San Francisco, (Asian independent) Jeff Bezos’ space venture Blue Origin successfully launched its fifth tourist flight to space on Saturday.

Six people were carried to space above the Karman line — an internationally recognised boundary of space that lies 62 miles (100 km) above the Earth’s surface – in a typical 11-minute flight.

The flight lifted off 9.25 a.m. EDT from Launch Site One, the company’s facility in west Texas.

New Shepard consists of a rocket and a capsule, both of which are reusable. The booster comes down shortly before the capsule does, making powered vertical landings, as the first stages of SpaceX Falcon 9 orbital rockets do.

The flight was the 21st overall for Blue Origin and New Shepard. It was the second crewed flight for the company this year, following NS-20, which launched and landed on March 31.

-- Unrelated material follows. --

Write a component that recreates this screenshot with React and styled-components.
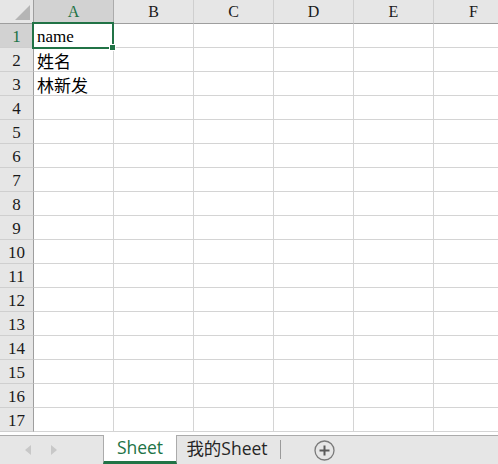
import React from 'react'
import styled, { createGlobalStyle } from 'styled-components'

const GlobalStyle = createGlobalStyle`
html, body {
    margin: 0;
    padding: 0;
    background: #ffffff;
}
#root {
    width: 498px;
    height: 464px;
    overflow: hidden;
}
`

const Page = styled.div`
display: flex;
flex-direction: column;
width: 498px;
height: 464px;
overflow: hidden;
background: #ffffff;
`

const SheetArea = styled.div`
position: relative;
flex: 1;
overflow: hidden;
`

const Grid = styled.div`
display: grid;
grid-template-columns: 34px repeat(6, 80px);
grid-template-rows: 24px repeat(17, 24px);
width: 514px;
`

const Corner = styled.div`
position: relative;
background: #e6e6e6;
border-right: 1px solid #9e9e9e;
border-bottom: 1px solid #9e9e9e;
box-sizing: border-box;

&::after {
    content: '';
    position: absolute;
    right: 3px;
    bottom: 3px;
    width: 0;
    height: 0;
    border-left: 15px solid transparent;
    border-bottom: 15px solid #b5b5b5;
}
`

const ColHead = styled.div`
display: flex;
align-items: center;
justify-content: center;
background: ${p => (p.active ? '#d2d2d2' : '#e6e6e6')};
color: ${p => (p.active ? '#217346' : '#1a1a1a')};
border-right: 1px solid ${p => (p.active ? '#ababab' : '#cfcfcf')};
border-bottom: 1px solid #9e9e9e;
box-sizing: border-box;
font-family: "Liberation Serif", "Noto Sans CJK SC", serif;
font-size: 16px;
padding-top: 1px;
`

const RowHead = styled.div`
display: flex;
align-items: center;
justify-content: center;
background: ${p => (p.active ? '#d2d2d2' : '#e6e6e6')};
color: ${p => (p.active ? '#217346' : '#1a1a1a')};
border-right: 1px solid #9e9e9e;
border-bottom: 1px solid #cfcfcf;
box-sizing: border-box;
font-family: "Liberation Serif", "Noto Sans CJK SC", serif;
font-size: 17px;
padding-top: 2px;
`

const Cell = styled.div`
display: flex;
align-items: center;
padding: 2px 0 0 3px;
border-right: 1px solid #d4d4d4;
border-bottom: 1px solid #d4d4d4;
box-sizing: border-box;
font-family: "Liberation Serif", "Noto Sans CJK SC", serif;
font-size: 17px;
color: #000000;
white-space: nowrap;
overflow: hidden;
`

const Selection = styled.div`
position: absolute;
left: 32px;
top: 22px;
width: 82px;
height: 27px;
border: 2px solid #217346;
box-sizing: border-box;
pointer-events: none;

&::after {
    content: '';
    position: absolute;
    right: -4px;
    bottom: -4px;
    width: 5px;
    height: 5px;
    background: #217346;
    border: 1px solid #ffffff;
}
`

const TabBar = styled.div`
display: flex;
align-items: stretch;
height: 29px;
background: #e6e6e6;
border-top: 1px solid #ababab;
box-sizing: border-box;
font-family: "Open Sans", "Noto Sans CJK SC", sans-serif;
`

const Nav = styled.div`
display: flex;
align-items: center;
gap: 20px;
width: 103px;
padding-left: 25px;
box-sizing: border-box;
`

const Arrow = styled.span`
width: 0;
height: 0;
border-top: 5px solid transparent;
border-bottom: 5px solid transparent;
${p => (p.left ? 'border-right: 6px solid #c8c8c8;' : 'border-left: 6px solid #c8c8c8;')}
`

const Tab = styled.div`
display: flex;
align-items: center;
justify-content: center;
width: ${p => p.width}px;
margin-top: ${p => (p.active ? '-1px' : '0')};
background: ${p => (p.active ? '#ffffff' : 'transparent')};
color: ${p => (p.active ? '#217346' : '#262626')};
border-left: ${p => (p.active ? '1px solid #ababab' : 'none')};
border-right: ${p => (p.active ? '1px solid #ababab' : 'none')};
border-bottom: ${p => (p.active ? '3px solid #217346' : '3px solid transparent')};
box-sizing: border-box;
font-size: 17.5px;
padding-bottom: 3px;
`

const Divider = styled.div`
align-self: center;
width: 1px;
height: 19px;
margin: 0 0 2px 3px;
background: #9a9a9a;
`

const AddButton = styled.div`
display: flex;
align-items: center;
margin-left: 33px;
`

const cols = ['A', 'B', 'C', 'D', 'E', 'F']
const data = { 1: 'name', 2: '姓名', 3: '林新发' }
const rows = Array.from({ length: 17 }, (_, i) => i + 1)

const App = () => {
    return (
        <Page>
            <GlobalStyle />
            <SheetArea>
                <Grid>
                    <Corner />
                    {cols.map(c => (
                        <ColHead key={c} active={c === 'A'}>{c}</ColHead>
                    ))}
                    {rows.map(r => (
                        <React.Fragment key={r}>
                            <RowHead active={r === 1}>{r}</RowHead>
                            {cols.map(c => (
                                <Cell key={c}>{c === 'A' ? data[r] : ''}</Cell>
                            ))}
                        </React.Fragment>
                    ))}
                </Grid>
                <Selection />
            </SheetArea>
            <TabBar>
                <Nav>
                    <Arrow left />
                    <Arrow />
                </Nav>
                <Tab active width={74}>Sheet</Tab>
                <Tab width={100}>我的Sheet</Tab>
                <Divider />
                <AddButton>
                    <svg width="21" height="21" viewBox="0 0 21 21">
                        <circle cx="10.5" cy="10.5" r="9.5" fill="none" stroke="#7a7a7a" strokeWidth="1.3" />
                        <path d="M10.5 5.5v10M5.5 10.5h10" stroke="#5a5a5a" strokeWidth="2" />
                    </svg>
                </AddButton>
            </TabBar>
        </Page>
    )
}

export default App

Earlier, it was scheduled to fly on May 20, but cancelled as it faced some issues with the vehicle, which the company did not disclose.

The crew includes investor and NS-19 Astronaut Evan Dick, electrical engineer and former NASA test lead Katya Echazarreta, business jet pilot and Action Aviation Chairman Hamish Harding, civil production engineer Victor Correa Hespanha, adventurer and Dream Variation Ventures co-founder Jaison Robinson, and explorer and co-founder of private equity firm Insight Equity Victor Vescovo, Commander, USN (retd).

Echazarreta became the first Mexican-born woman and youngest American woman to fly to space, while Hespanha was the second Brazilian to fly to space.

The company conducted its fourth human flight to the edge of space with six people in March.